Hawgood, who now chairs both the Beatrice Country Club and the local farmer’s association, might well be the embodiment of a white farmer “belonging awkwardly” in Zimbabwe. What he calls the “land issue” is decidedly not on the agenda of local farmer meetings. To be doubly sure that “everyone knows there are no subversive activities going on here”, he invites the police and area councillors to each meeting, and sends them minutes if they don’t attend. When a local Zanu-PF councillor asked to use the club for “youth training” (a decidedly undemocratic enterprise that the ruling party reliably undertakes before national elections), Hawgood agreed.

“These things make you nervous but in the end they came and ran around the rugby field a few times a month, and then left, whereas it might have become something else if I’d said no.”

The present value of the Beatrice Club to the district’s handful of remaining commercial farmers has little to do, it seems, with the fact that the light in the squash court still works. It does more work as a demonstration site for good intentions, peaceable motives, awkward belonging, if you will.

“But was it so different back in the day?” Hawgood asked. “In the 1970s, we had the ultra-English guys from Harare South on the one side of us, and on the other side it was the Afrikaners at Enkeldoorn. The boere [Afrikaners] and the rooinekke [English] didn’t really see eye to eye. But then there was this old Afrikaans couple, Jaap and Connie Smith, who joined our club and became the glue that sort of fused these very different communities together. I still think their example is so instructive.”

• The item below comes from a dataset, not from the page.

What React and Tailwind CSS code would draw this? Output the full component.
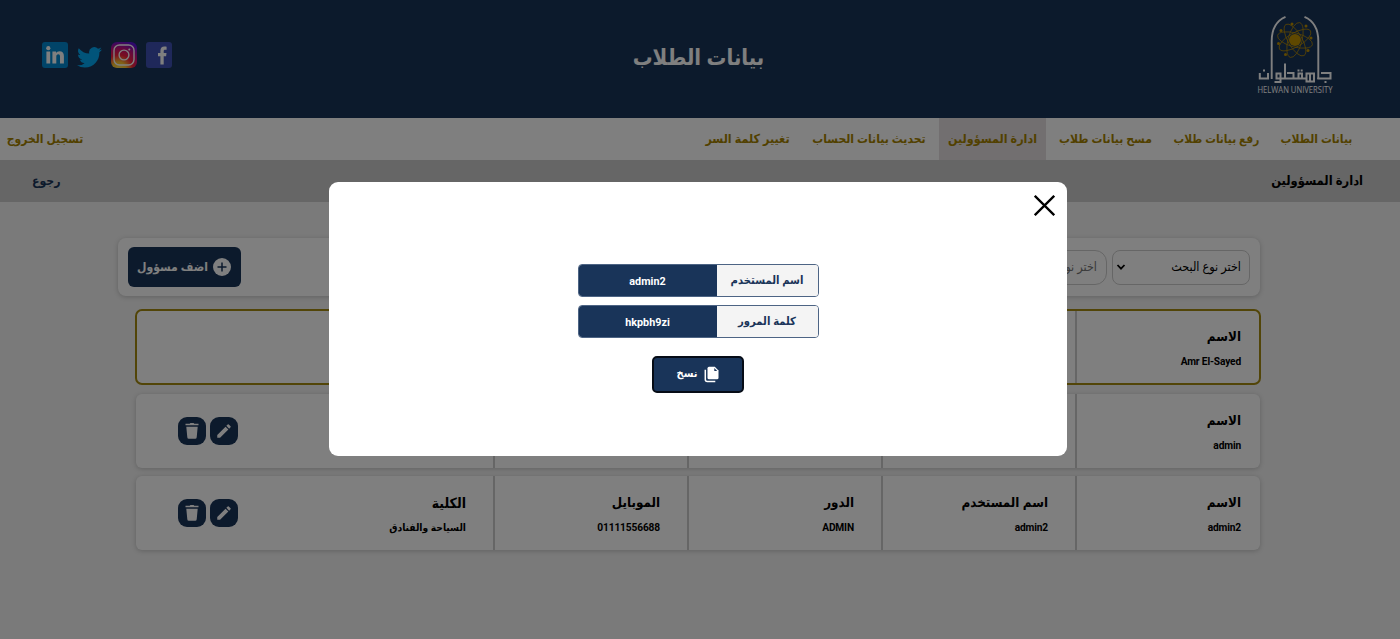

Hawgood would happily see the rugby posts replaced with soccer nets if it meant the community had come to regard the club as an asset again, “rather than a shebeen that serves only one blokes’ interests”.

Making to leave after two warm beers from the old Schweppes-sponsored fridge, Hawgood points to a picture of a smiling couple on the wall beside the bar. “Ah, there’s Jaap and Connie. Tragically, they were killed on their farm in the last year of the war.”